SHORT PROBLEM »
Images should be left out, and everything else in the listing reproduced exactly.
[Begin]
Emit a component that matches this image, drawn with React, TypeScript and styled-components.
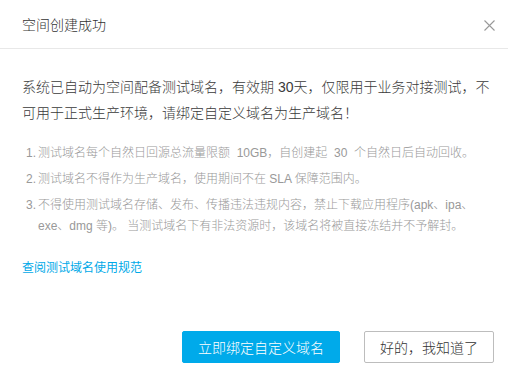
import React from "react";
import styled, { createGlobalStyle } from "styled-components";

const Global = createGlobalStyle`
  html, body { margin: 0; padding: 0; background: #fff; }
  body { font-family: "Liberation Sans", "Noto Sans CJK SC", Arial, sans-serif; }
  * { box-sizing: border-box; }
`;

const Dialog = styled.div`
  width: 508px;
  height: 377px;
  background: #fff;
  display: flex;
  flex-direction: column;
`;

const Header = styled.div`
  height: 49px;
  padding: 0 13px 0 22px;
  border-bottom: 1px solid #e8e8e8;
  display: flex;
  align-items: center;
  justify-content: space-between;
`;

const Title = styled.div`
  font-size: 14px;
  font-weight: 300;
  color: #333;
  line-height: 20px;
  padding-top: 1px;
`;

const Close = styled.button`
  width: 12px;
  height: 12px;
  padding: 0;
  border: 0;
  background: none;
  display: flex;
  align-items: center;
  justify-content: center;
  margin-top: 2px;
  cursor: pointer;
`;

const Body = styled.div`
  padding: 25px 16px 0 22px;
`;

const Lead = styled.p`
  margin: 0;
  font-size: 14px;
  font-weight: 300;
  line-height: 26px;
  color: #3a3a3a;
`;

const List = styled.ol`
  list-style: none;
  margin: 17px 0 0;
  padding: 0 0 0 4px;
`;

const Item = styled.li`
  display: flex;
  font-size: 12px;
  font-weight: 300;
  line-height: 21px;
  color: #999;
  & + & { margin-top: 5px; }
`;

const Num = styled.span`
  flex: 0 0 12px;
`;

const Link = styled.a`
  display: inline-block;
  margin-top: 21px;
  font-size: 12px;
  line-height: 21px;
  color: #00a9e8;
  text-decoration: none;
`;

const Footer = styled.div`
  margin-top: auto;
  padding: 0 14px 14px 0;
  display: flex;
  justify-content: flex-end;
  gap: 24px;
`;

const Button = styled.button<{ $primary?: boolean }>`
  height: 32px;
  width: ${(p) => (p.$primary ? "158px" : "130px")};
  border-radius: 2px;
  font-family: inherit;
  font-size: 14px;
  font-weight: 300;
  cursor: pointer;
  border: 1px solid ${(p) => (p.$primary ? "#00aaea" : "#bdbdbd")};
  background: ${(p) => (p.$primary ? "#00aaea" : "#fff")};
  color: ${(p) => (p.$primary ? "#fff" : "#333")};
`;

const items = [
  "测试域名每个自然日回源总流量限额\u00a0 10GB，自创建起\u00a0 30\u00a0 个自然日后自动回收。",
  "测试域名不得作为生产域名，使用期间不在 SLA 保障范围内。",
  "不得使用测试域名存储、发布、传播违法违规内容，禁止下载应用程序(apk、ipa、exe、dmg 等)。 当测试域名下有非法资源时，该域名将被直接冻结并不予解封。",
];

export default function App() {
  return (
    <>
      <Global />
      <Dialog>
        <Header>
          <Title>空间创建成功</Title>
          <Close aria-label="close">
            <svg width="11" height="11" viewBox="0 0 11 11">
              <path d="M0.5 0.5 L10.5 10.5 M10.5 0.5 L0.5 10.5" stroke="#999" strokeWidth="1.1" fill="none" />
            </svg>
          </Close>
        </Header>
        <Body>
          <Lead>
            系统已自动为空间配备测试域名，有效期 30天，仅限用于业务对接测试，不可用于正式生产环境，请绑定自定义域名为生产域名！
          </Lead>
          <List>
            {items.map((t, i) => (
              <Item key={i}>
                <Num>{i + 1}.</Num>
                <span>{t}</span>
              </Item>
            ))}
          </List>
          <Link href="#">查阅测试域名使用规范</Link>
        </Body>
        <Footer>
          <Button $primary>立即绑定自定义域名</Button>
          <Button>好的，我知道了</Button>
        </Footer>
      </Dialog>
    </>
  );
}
[End]
EXERCISE RESULT »
Emit a component that matches this image, drawn with React, TypeScript and styled-components.
import React from "react";
import styled, { createGlobalStyle } from "styled-components";

const Global = createGlobalStyle`
  html, body { margin: 0; padding: 0; background: #fff; }
  body { font-family: "Liberation Sans", "Noto Sans CJK SC", Arial, sans-serif; }
  * { box-sizing: border-box; }
`;

const Dialog = styled.div`
  width: 508px;
  height: 377px;
  background: #fff;
  display: flex;
  flex-direction: column;
`;

const Header = styled.div`
  height: 49px;
  padding: 0 13px 0 22px;
  border-bottom: 1px solid #e8e8e8;
  display: flex;
  align-items: center;
  justify-content: space-between;
`;

const Title = styled.div`
  font-size: 14px;
  font-weight: 300;
  color: #333;
  line-height: 20px;
  padding-top: 1px;
`;

const Close = styled.button`
  width: 12px;
  height: 12px;
  padding: 0;
  border: 0;
  background: none;
  display: flex;
  align-items: center;
  justify-content: center;
  margin-top: 2px;
  cursor: pointer;
`;

const Body = styled.div`
  padding: 25px 16px 0 22px;
`;

const Lead = styled.p`
  margin: 0;
  font-size: 14px;
  font-weight: 300;
  line-height: 26px;
  color: #3a3a3a;
`;

const List = styled.ol`
  list-style: none;
  margin: 17px 0 0;
  padding: 0 0 0 4px;
`;

const Item = styled.li`
  display: flex;
  font-size: 12px;
  font-weight: 300;
  line-height: 21px;
  color: #999;
  & + & { margin-top: 5px; }
`;

const Num = styled.span`
  flex: 0 0 12px;
`;

const Link = styled.a`
  display: inline-block;
  margin-top: 21px;
  font-size: 12px;
  line-height: 21px;
  color: #00a9e8;
  text-decoration: none;
`;

const Footer = styled.div`
  margin-top: auto;
  padding: 0 14px 14px 0;
  display: flex;
  justify-content: flex-end;
  gap: 24px;
`;

const Button = styled.button<{ $primary?: boolean }>`
  height: 32px;
  width: ${(p) => (p.$primary ? "158px" : "130px")};
  border-radius: 2px;
  font-family: inherit;
  font-size: 14px;
  font-weight: 300;
  cursor: pointer;
  border: 1px solid ${(p) => (p.$primary ? "#00aaea" : "#bdbdbd")};
  background: ${(p) => (p.$primary ? "#00aaea" : "#fff")};
  color: ${(p) => (p.$primary ? "#fff" : "#333")};
`;

const items = [
  "测试域名每个自然日回源总流量限额\u00a0 10GB，自创建起\u00a0 30\u00a0 个自然日后自动回收。",
  "测试域名不得作为生产域名，使用期间不在 SLA 保障范围内。",
  "不得使用测试域名存储、发布、传播违法违规内容，禁止下载应用程序(apk、ipa、exe、dmg 等)。 当测试域名下有非法资源时，该域名将被直接冻结并不予解封。",
];

export default function App() {
  return (
    <>
      <Global />
      <Dialog>
        <Header>
          <Title>空间创建成功</Title>
          <Close aria-label="close">
            <svg width="11" height="11" viewBox="0 0 11 11">
              <path d="M0.5 0.5 L10.5 10.5 M10.5 0.5 L0.5 10.5" stroke="#999" strokeWidth="1.1" fill="none" />
            </svg>
          </Close>
        </Header>
        <Body>
          <Lead>
            系统已自动为空间配备测试域名，有效期 30天，仅限用于业务对接测试，不可用于正式生产环境，请绑定自定义域名为生产域名！
          </Lead>
          <List>
            {items.map((t, i) => (
              <Item key={i}>
                <Num>{i + 1}.</Num>
                <span>{t}</span>
              </Item>
            ))}
          </List>
          <Link href="#">查阅测试域名使用规范</Link>
        </Body>
        <Footer>
          <Button $primary>立即绑定自定义域名</Button>
          <Button>好的，我知道了</Button>
        </Footer>
      </Dialog>
    </>
  );
}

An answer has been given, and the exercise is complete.